_Supplied data_
* * * * *
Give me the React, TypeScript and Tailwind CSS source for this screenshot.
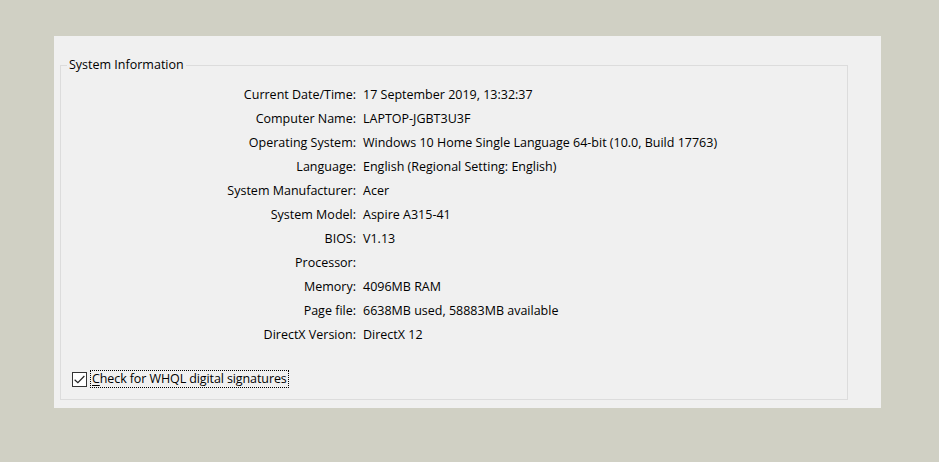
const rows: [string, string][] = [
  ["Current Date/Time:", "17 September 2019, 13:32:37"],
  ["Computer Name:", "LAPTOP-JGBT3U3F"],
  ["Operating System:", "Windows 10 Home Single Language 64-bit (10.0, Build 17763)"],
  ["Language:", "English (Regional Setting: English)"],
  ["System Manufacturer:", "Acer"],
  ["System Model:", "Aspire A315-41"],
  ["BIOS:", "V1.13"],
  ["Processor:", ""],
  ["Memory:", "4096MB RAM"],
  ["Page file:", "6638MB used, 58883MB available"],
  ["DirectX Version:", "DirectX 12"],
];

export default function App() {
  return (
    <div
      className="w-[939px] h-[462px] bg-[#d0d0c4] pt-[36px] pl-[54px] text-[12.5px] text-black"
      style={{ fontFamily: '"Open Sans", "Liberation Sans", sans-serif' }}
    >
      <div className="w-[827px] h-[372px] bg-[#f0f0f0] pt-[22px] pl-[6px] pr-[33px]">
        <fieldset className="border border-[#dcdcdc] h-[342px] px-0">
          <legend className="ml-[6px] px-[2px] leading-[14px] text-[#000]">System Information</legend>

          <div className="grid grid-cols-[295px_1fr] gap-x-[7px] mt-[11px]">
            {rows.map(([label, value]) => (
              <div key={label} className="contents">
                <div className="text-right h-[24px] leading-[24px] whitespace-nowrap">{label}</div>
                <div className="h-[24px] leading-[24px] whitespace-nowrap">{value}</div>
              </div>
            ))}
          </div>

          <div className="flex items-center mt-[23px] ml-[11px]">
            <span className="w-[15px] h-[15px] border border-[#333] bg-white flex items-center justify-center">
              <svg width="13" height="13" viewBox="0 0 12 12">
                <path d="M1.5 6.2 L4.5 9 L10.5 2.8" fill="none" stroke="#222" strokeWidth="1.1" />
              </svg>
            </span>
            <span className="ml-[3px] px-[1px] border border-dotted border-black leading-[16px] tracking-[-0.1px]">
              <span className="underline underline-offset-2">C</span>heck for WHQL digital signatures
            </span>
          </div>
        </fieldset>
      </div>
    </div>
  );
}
* * * * *
Set down all the data again exactly as above, pictures excluded.

_Solution below_
Give me the React, TypeScript and Tailwind CSS source for this screenshot.
const rows: [string, string][] = [
  ["Current Date/Time:", "17 September 2019, 13:32:37"],
  ["Computer Name:", "LAPTOP-JGBT3U3F"],
  ["Operating System:", "Windows 10 Home Single Language 64-bit (10.0, Build 17763)"],
  ["Language:", "English (Regional Setting: English)"],
  ["System Manufacturer:", "Acer"],
  ["System Model:", "Aspire A315-41"],
  ["BIOS:", "V1.13"],
  ["Processor:", ""],
  ["Memory:", "4096MB RAM"],
  ["Page file:", "6638MB used, 58883MB available"],
  ["DirectX Version:", "DirectX 12"],
];

export default function App() {
  return (
    <div
      className="w-[939px] h-[462px] bg-[#d0d0c4] pt-[36px] pl-[54px] text-[12.5px] text-black"
      style={{ fontFamily: '"Open Sans", "Liberation Sans", sans-serif' }}
    >
      <div className="w-[827px] h-[372px] bg-[#f0f0f0] pt-[22px] pl-[6px] pr-[33px]">
        <fieldset className="border border-[#dcdcdc] h-[342px] px-0">
          <legend className="ml-[6px] px-[2px] leading-[14px] text-[#000]">System Information</legend>

          <div className="grid grid-cols-[295px_1fr] gap-x-[7px] mt-[11px]">
            {rows.map(([label, value]) => (
              <div key={label} className="contents">
                <div className="text-right h-[24px] leading-[24px] whitespace-nowrap">{label}</div>
                <div className="h-[24px] leading-[24px] whitespace-nowrap">{value}</div>
              </div>
            ))}
          </div>

          <div className="flex items-center mt-[23px] ml-[11px]">
            <span className="w-[15px] h-[15px] border border-[#333] bg-white flex items-center justify-center">
              <svg width="13" height="13" viewBox="0 0 12 12">
                <path d="M1.5 6.2 L4.5 9 L10.5 2.8" fill="none" stroke="#222" strokeWidth="1.1" />
              </svg>
            </span>
            <span className="ml-[3px] px-[1px] border border-dotted border-black leading-[16px] tracking-[-0.1px]">
              <span className="underline underline-offset-2">C</span>heck for WHQL digital signatures
            </span>
          </div>
        </fieldset>
      </div>
    </div>
  );
}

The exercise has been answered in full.